Gradient of squared Frobenius norm of a complex matrix

106 Views Asked by At

Can anyone help to solve this problem?

$$ y = \left \| XWZ - X \right \|_{F}^{2} \qquad X \in \mathbb{R}^{a \times b}, \quad W \in \mathbb{R}^{b \times c}, \quad Z \in \mathbb{R}^{c \times b} $$

Gradient of $y$ w.r.t. $W$:

$$ \bigtriangledown_W y = ? $$

Gradient of $y$ w.r.t. $Z$:

$$ \bigtriangledown_Z y = ? $$

3

There are 3 best solutions below

6
On BEST ANSWER

Let's look at $y$ as the following function $$ \varphi: \mathbb{R}^{a \times b} \times \mathbb{R}^{b \times c} \times \mathbb{R}^{c \times b} \longrightarrow \mathbb{R} $$ whose transformation law is
$$ \varphi(X,W,Z) = \left \| XWZ - X \right \|_{F}^{2}= \text{trace}\Big((XWZ - X ) (XWZ - X )^{T} \Big) $$ After some algebraic manipulation you will get $$ \varphi(X, W, Z) = \text{trace}\Big(ZW^T(X^TX)WZ\Big) - 2\text{trace}\Big(ZW^T(X^TX)\Big) + \text{trace}\Big(X^TX\Big) $$

To compute the gradient of $\varphi$ with respect to the matrix $W$, we first differentiate $\varphi(X, W, Z)$ with respect to the entries of $W$. Recall that $\varphi(X, W, Z)$ is given by:

$$ \varphi(X, W, Z) = \text{trace}\Big(ZW^T(X^TX)WZ\Big) - 2\text{trace}\Big(ZW^T(X^TX)\Big) + \text{trace}\Big(X^TX\Big) $$

Let's differentiate each term with respect to $W$.

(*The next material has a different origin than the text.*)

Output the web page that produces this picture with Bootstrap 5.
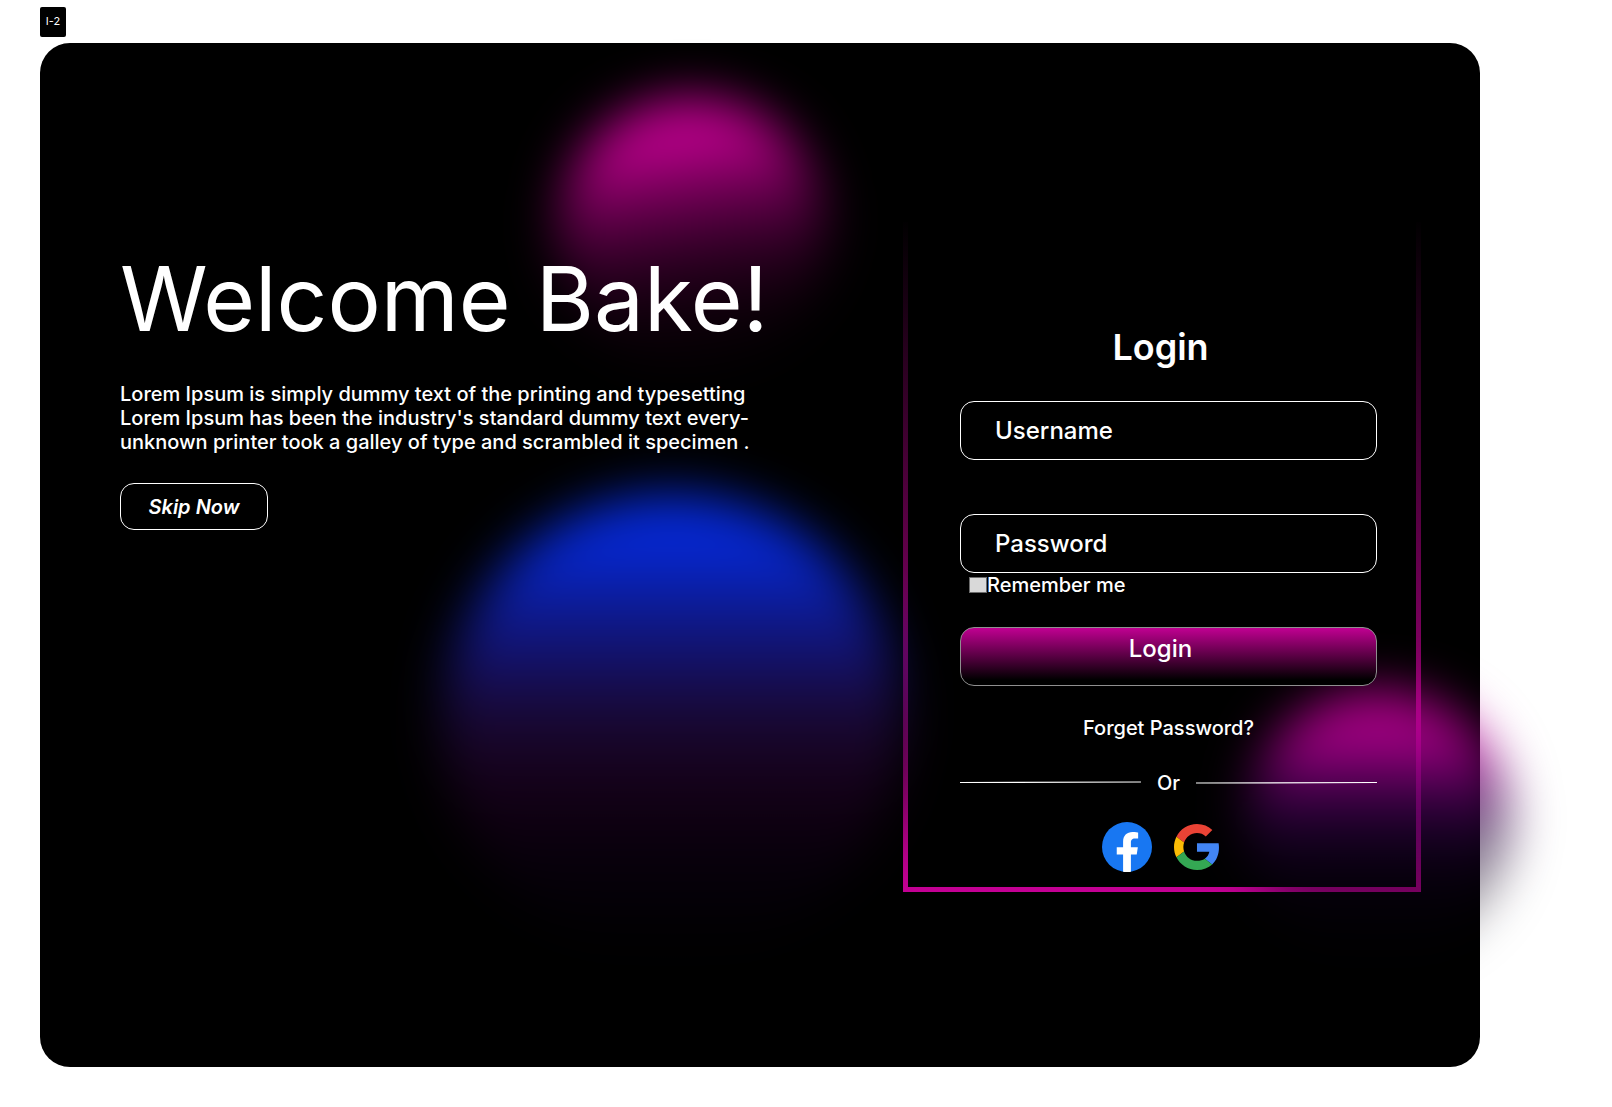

  1. For the first term, we use the trace properties of products of three and four matrices:

$$ \frac{\partial}{\partial W}\text{trace}\Big(ZW^T(X^TX)WZ\Big) = 2(X^TX)ZWZ^T $$

  1. For the second term, we use the trace property of products of two matrices:

$$ \frac{\partial}{\partial W}\text{trace}\Big(ZW^T(X^TX)\Big) = (X^TX)Z $$

  1. For the third term, since it does not depend on $W$, its derivative is zero:

$$ \frac{\partial}{\partial W}\text{trace}\Big(X^TX\Big) = 0 $$

Now, summing up the derivatives of the three terms, we get the gradient of $\varphi$ with respect to $W$:

$$ \nabla_W \varphi(X, W, Z) = 2(X^TX)ZWZ^T - 2(X^TX)Z $$

Thus, the gradient of $\varphi$ with respect to the matrix $W$ is given by $2(X^TX)ZWZ^T - 2(X^TX)Z$. In this derivation, we used the trace properties of products of two, three, and four matrices, which are crucial for simplifying the expressions and obtaining the gradient.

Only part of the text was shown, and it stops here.